Prompt
Return the material word for word. Do not include pictures.

====== Source material ======

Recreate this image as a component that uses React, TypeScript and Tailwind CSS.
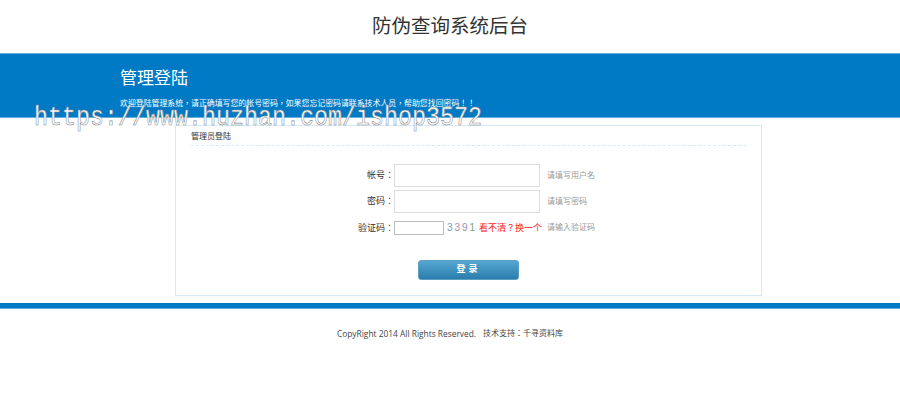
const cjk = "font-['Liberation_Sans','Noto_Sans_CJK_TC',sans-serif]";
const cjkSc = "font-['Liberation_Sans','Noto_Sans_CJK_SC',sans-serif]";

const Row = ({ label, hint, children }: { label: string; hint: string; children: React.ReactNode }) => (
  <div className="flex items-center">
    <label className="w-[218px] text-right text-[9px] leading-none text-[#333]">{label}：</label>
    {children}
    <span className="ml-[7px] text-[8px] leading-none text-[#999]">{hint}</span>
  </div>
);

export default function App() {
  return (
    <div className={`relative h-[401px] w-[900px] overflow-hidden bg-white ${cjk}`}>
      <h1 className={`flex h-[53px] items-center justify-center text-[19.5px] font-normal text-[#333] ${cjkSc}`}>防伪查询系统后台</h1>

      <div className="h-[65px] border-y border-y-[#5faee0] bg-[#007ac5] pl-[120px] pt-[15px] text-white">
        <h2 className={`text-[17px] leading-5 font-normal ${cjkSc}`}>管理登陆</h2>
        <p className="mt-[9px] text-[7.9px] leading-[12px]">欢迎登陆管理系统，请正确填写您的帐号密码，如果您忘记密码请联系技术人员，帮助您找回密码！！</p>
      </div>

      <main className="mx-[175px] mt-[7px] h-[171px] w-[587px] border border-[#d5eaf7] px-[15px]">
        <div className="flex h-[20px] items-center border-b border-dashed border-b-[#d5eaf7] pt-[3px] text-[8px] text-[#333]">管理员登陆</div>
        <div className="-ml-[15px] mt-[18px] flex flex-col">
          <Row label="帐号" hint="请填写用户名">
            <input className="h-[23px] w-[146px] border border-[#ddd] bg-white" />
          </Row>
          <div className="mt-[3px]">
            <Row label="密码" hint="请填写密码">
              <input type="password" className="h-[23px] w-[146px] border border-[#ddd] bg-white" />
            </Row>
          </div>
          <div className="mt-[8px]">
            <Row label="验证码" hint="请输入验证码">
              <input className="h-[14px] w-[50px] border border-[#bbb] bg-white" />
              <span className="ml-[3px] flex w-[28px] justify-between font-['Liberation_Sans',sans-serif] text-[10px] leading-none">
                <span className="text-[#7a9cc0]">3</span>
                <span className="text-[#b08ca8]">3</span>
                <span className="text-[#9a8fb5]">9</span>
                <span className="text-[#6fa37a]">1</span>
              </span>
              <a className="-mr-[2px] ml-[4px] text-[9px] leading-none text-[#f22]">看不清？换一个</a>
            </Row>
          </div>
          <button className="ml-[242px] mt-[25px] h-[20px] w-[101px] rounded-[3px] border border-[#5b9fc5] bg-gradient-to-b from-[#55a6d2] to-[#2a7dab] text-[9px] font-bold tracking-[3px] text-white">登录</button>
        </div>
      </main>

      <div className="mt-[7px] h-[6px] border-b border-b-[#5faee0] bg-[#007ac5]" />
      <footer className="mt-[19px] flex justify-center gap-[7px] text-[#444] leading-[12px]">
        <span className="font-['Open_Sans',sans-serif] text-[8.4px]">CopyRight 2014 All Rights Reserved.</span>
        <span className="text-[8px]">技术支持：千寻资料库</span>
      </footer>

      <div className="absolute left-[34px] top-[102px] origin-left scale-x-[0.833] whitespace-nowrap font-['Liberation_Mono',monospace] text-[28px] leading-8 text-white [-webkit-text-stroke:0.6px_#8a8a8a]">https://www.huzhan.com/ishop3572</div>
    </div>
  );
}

======

Answer
Recreate this image as a component that uses React, TypeScript and Tailwind CSS.
const cjk = "font-['Liberation_Sans','Noto_Sans_CJK_TC',sans-serif]";
const cjkSc = "font-['Liberation_Sans','Noto_Sans_CJK_SC',sans-serif]";

const Row = ({ label, hint, children }: { label: string; hint: string; children: React.ReactNode }) => (
  <div className="flex items-center">
    <label className="w-[218px] text-right text-[9px] leading-none text-[#333]">{label}：</label>
    {children}
    <span className="ml-[7px] text-[8px] leading-none text-[#999]">{hint}</span>
  </div>
);

export default function App() {
  return (
    <div className={`relative h-[401px] w-[900px] overflow-hidden bg-white ${cjk}`}>
      <h1 className={`flex h-[53px] items-center justify-center text-[19.5px] font-normal text-[#333] ${cjkSc}`}>防伪查询系统后台</h1>

      <div className="h-[65px] border-y border-y-[#5faee0] bg-[#007ac5] pl-[120px] pt-[15px] text-white">
        <h2 className={`text-[17px] leading-5 font-normal ${cjkSc}`}>管理登陆</h2>
        <p className="mt-[9px] text-[7.9px] leading-[12px]">欢迎登陆管理系统，请正确填写您的帐号密码，如果您忘记密码请联系技术人员，帮助您找回密码！！</p>
      </div>

      <main className="mx-[175px] mt-[7px] h-[171px] w-[587px] border border-[#d5eaf7] px-[15px]">
        <div className="flex h-[20px] items-center border-b border-dashed border-b-[#d5eaf7] pt-[3px] text-[8px] text-[#333]">管理员登陆</div>
        <div className="-ml-[15px] mt-[18px] flex flex-col">
          <Row label="帐号" hint="请填写用户名">
            <input className="h-[23px] w-[146px] border border-[#ddd] bg-white" />
          </Row>
          <div className="mt-[3px]">
            <Row label="密码" hint="请填写密码">
              <input type="password" className="h-[23px] w-[146px] border border-[#ddd] bg-white" />
            </Row>
          </div>
          <div className="mt-[8px]">
            <Row label="验证码" hint="请输入验证码">
              <input className="h-[14px] w-[50px] border border-[#bbb] bg-white" />
              <span className="ml-[3px] flex w-[28px] justify-between font-['Liberation_Sans',sans-serif] text-[10px] leading-none">
                <span className="text-[#7a9cc0]">3</span>
                <span className="text-[#b08ca8]">3</span>
                <span className="text-[#9a8fb5]">9</span>
                <span className="text-[#6fa37a]">1</span>
              </span>
              <a className="-mr-[2px] ml-[4px] text-[9px] leading-none text-[#f22]">看不清？换一个</a>
            </Row>
          </div>
          <button className="ml-[242px] mt-[25px] h-[20px] w-[101px] rounded-[3px] border border-[#5b9fc5] bg-gradient-to-b from-[#55a6d2] to-[#2a7dab] text-[9px] font-bold tracking-[3px] text-white">登录</button>
        </div>
      </main>

      <div className="mt-[7px] h-[6px] border-b border-b-[#5faee0] bg-[#007ac5]" />
      <footer className="mt-[19px] flex justify-center gap-[7px] text-[#444] leading-[12px]">
        <span className="font-['Open_Sans',sans-serif] text-[8.4px]">CopyRight 2014 All Rights Reserved.</span>
        <span className="text-[8px]">技术支持：千寻资料库</span>
      </footer>

      <div className="absolute left-[34px] top-[102px] origin-left scale-x-[0.833] whitespace-nowrap font-['Liberation_Mono',monospace] text-[28px] leading-8 text-white [-webkit-text-stroke:0.6px_#8a8a8a]">https://www.huzhan.com/ishop3572</div>
    </div>
  );
}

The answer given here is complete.